> [WHAT YOU SHOULD DO] Determine the count of lines holding the string "styles". Return only the number.

**** MATERIAL PROVIDED ****

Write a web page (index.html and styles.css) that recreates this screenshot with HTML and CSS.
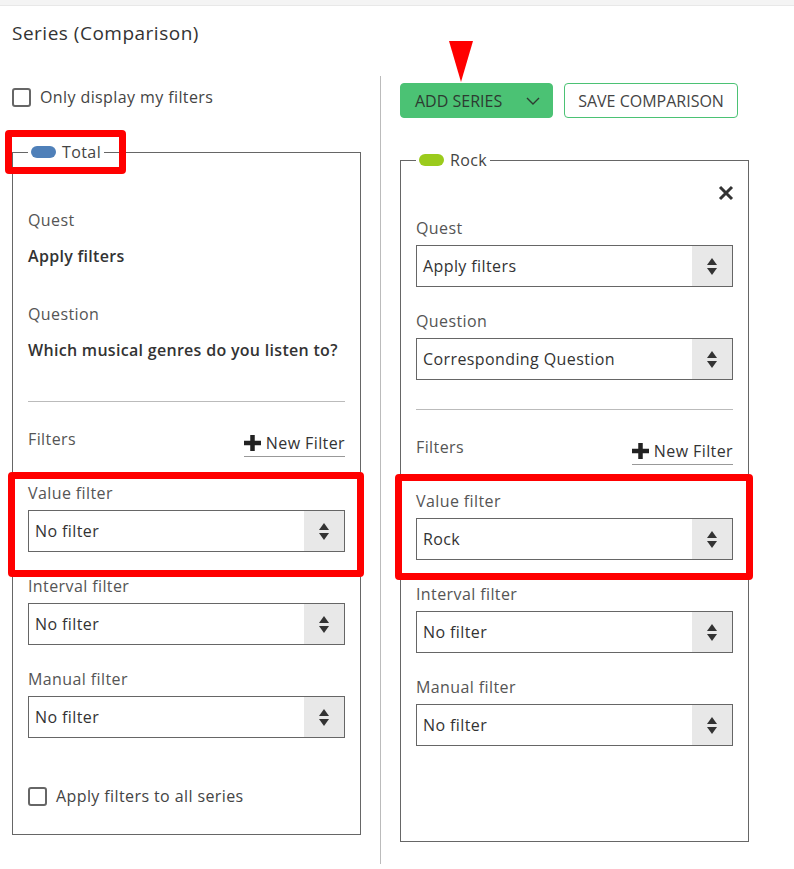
FILE: index.html
```html
<!DOCTYPE html>
<html lang="en">
<head>
  <meta charset="UTF-8">
  <title>Series (Comparison)</title>
  <link rel="stylesheet" href="styles.css">
</head>
<body>

  <div class="topbar"></div>

  <div class="page">
    <h2 class="title">Series (Comparison)</h2>

    <div class="columns">
      <div class="col col-left">
        <label class="check"><span class="box"></span>Only display my filters</label>

        <fieldset class="series">
          <legend><span class="pill pill-blue"></span>Total</legend>

          <div class="group first">
            <div class="label">Quest</div>
            <div class="value">Apply filters</div>
          </div>
          <div class="group wide">
            <div class="label">Question</div>
            <div class="value">Which musical genres do you listen to?</div>
          </div>

          <div class="divider divider-left"></div>

          <div class="filters-head">
            <span class="label">Filters</span>
            <span class="new-filter">
              <svg width="17" height="16" viewBox="0 0 17 16"><path d="M8.5 0v16M0 8h17" stroke="#222" stroke-width="4.5"/></svg>
              New Filter
            </span>
          </div>

          <div class="group filter">
            <div class="label">Value filter</div>
            <div class="select"><span>No filter</span><span class="arrows"><i class="up"></i><i class="down"></i></span></div>
          </div>
          <div class="group">
            <div class="label">Interval filter</div>
            <div class="select"><span>No filter</span><span class="arrows"><i class="up"></i><i class="down"></i></span></div>
          </div>
          <div class="group">
            <div class="label">Manual filter</div>
            <div class="select"><span>No filter</span><span class="arrows"><i class="up"></i><i class="down"></i></span></div>
          </div>

          <label class="check check-bottom"><span class="box"></span>Apply filters to all series</label>
        </fieldset>
      </div>

      <div class="col col-right">
        <div class="actions">
          <button class="btn btn-green">ADD SERIES
            <svg width="14" height="8" viewBox="0 0 14 8"><path d="M1 1l6 6 6-6" fill="none" stroke="#2d3b31" stroke-width="1.4"/></svg>
          </button>
          <button class="btn btn-outline">SAVE COMPARISON</button>
        </div>

        <fieldset class="series">
          <legend><span class="pill pill-green"></span>Rock</legend>
          <span class="close">
            <svg width="16" height="16" viewBox="0 0 16 16"><path d="M2 2l12 12M14 2L2 14" stroke="#333" stroke-width="3"/></svg>
          </span>

          <div class="group first">
            <div class="label">Quest</div>
            <div class="select"><span>Apply filters</span><span class="arrows"><i class="up"></i><i class="down"></i></span></div>
          </div>
          <div class="group">
            <div class="label">Question</div>
            <div class="select"><span>Corresponding Question</span><span class="arrows"><i class="up"></i><i class="down"></i></span></div>
          </div>

          <div class="divider"></div>

          <div class="filters-head">
            <span class="label">Filters</span>
            <span class="new-filter">
              <svg width="17" height="16" viewBox="0 0 17 16"><path d="M8.5 0v16M0 8h17" stroke="#222" stroke-width="4.5"/></svg>
              New Filter
            </span>
          </div>

          <div class="group filter">
            <div class="label">Value filter</div>
            <div class="select"><span>Rock</span><span class="arrows"><i class="up"></i><i class="down"></i></span></div>
          </div>
          <div class="group">
            <div class="label">Interval filter</div>
            <div class="select"><span>No filter</span><span class="arrows"><i class="up"></i><i class="down"></i></span></div>
          </div>
          <div class="group">
            <div class="label">Manual filter</div>
            <div class="select"><span>No filter</span><span class="arrows"><i class="up"></i><i class="down"></i></span></div>
          </div>

          <div class="check-space"></div>
        </fieldset>
      </div>
    </div>

    <!-- annotations drawn over the screenshot -->
    <div class="mark mark-legend"></div>
    <div class="mark mark-left"></div>
    <div class="mark mark-right"></div>
    <div class="arrow-down"></div>
  </div>

</body>
</html>
```

FILE: styles.css
```css
body {
  margin: 0;
  font-family: "Open Sans", Arial, sans-serif;
  font-size: 16px;
  letter-spacing: 0.4px;
  color: #333;
  background-color: #fff;
}
.topbar {
  height: 5px;
  background-color: #f4f4f4;
  border-bottom: 1px solid #e8e8e8;
}
.page {
  position: relative;
  padding: 15px 12px 0;
}
.title {
  margin: 0;
  font-size: 19px;
  font-weight: 500;
  letter-spacing: 0.5px;
  line-height: 24px;
  color: #333;
}
.columns {
  display: grid;
  grid-template-columns: 349px 39px 349px;
  margin-top: 31px;
}
.col-left {
  padding-top: 11px;
}
.col-right {
  grid-column: 3;
  position: relative;
  padding-top: 7px;
  padding-bottom: 22px;
}
.col-right::before {
  content: "";
  position: absolute;
  left: -20px;
  top: 0;
  bottom: 0;
  border-left: 1px solid #bbb;
}
.check {
  display: flex;
  align-items: center;
  gap: 9px;
  line-height: 20px;
  color: #444;
}
.box {
  width: 15px;
  height: 15px;
  border: 2px solid #666;
  border-radius: 3px;
  flex: none;
}
.series {
  margin: 35px 0 0;
  padding: 48px 15px 28px;
  border: 1px solid #666;
  min-width: 0;
  position: relative;
}
.col-right .series {
  margin-top: 32px;
}
.series legend {
  display: flex;
  align-items: center;
  gap: 6px;
  padding: 0 3px;
  line-height: 20px;
  color: #444;
}
.pill {
  width: 25px;
  height: 12px;
  border-radius: 6px;
}
.pill-blue {
  background-color: #4f80b9;
}
.pill-green {
  background-color: #9bcb1c;
}
.close {
  position: absolute;
  top: 15px;
  right: 14px;
  line-height: 0;
}
.label {
  line-height: 20px;
  color: #555;
}
.value {
  margin-top: 16px;
  line-height: 20px;
  font-weight: 600;
  letter-spacing: 0.3px;
  color: #333;
}
.group {
  margin-top: 24px;
}
.group.first {
  margin-top: 0;
}
.group.wide {
  margin-top: 38px;
}
.group .label {
  margin-bottom: 7px;
}
.group .value {
  margin-top: 16px;
}
.select {
  display: flex;
  height: 40px;
  border: 1px solid #666;
  line-height: 40px;
}
.select span:first-child {
  flex: 1;
  padding-left: 6px;
  color: #333;
}
.arrows {
  width: 40px;
  background-color: #e8e8e8;
  display: flex;
  flex-direction: column;
  align-items: center;
  justify-content: center;
  gap: 3px;
}
.arrows i {
  width: 0;
  height: 0;
  border-left: 5px solid transparent;
  border-right: 5px solid transparent;
}
.arrows .up {
  border-bottom: 7px solid #333;
}
.arrows .down {
  border-top: 7px solid #333;
}
.divider {
  border-top: 1px solid #bbb;
  margin-top: 29px;
}
.divider-left {
  margin-top: 41px;
}
.filters-head {
  display: flex;
  justify-content: space-between;
  align-items: flex-start;
  margin-top: 27px;
}
.new-filter {
  display: flex;
  align-items: center;
  gap: 5px;
  padding: 4px 0 3px;
  line-height: 20px;
  font-weight: 500;
  color: #333;
  border-bottom: 1px solid #999;
}
.group.filter {
  margin-top: 26px;
}
.check-bottom {
  margin-top: 48px;
}
.check-space {
  height: 67px;
}
.actions {
  display: flex;
  gap: 11px;
}
.btn {
  height: 35px;
  padding: 0 13px;
  font-family: "Open Sans", Arial, sans-serif;
  font-size: 16px;
  letter-spacing: 0;
  border-radius: 4px;
  display: flex;
  align-items: center;
  cursor: pointer;
}
.btn-green {
  background-color: #4bc274;
  border: 1px solid #4bc274;
  color: #2d3b31;
  gap: 24px;
  padding-left: 14px;
  padding-right: 12px;
}
.btn-outline {
  background-color: #fff;
  border: 1px solid #4bc274;
  color: #444;
}
.mark {
  position: absolute;
  border: 7px solid #f00;
  border-radius: 4px;
}
.mark-legend {
  left: 5px;
  top: 124px;
  width: 107px;
  height: 30px;
}
.mark-left {
  left: 8px;
  top: 466px;
  width: 342px;
  height: 91px;
}
.mark-right {
  left: 395px;
  top: 468px;
  width: 344px;
  height: 92px;
}
.arrow-down {
  position: absolute;
  left: 449px;
  top: 35px;
  width: 0;
  height: 0;
  border-left: 12px solid transparent;
  border-right: 12px solid transparent;
  border-top: 41px solid #f00;
}
```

****

> [PROBLEM SOLUTION] 3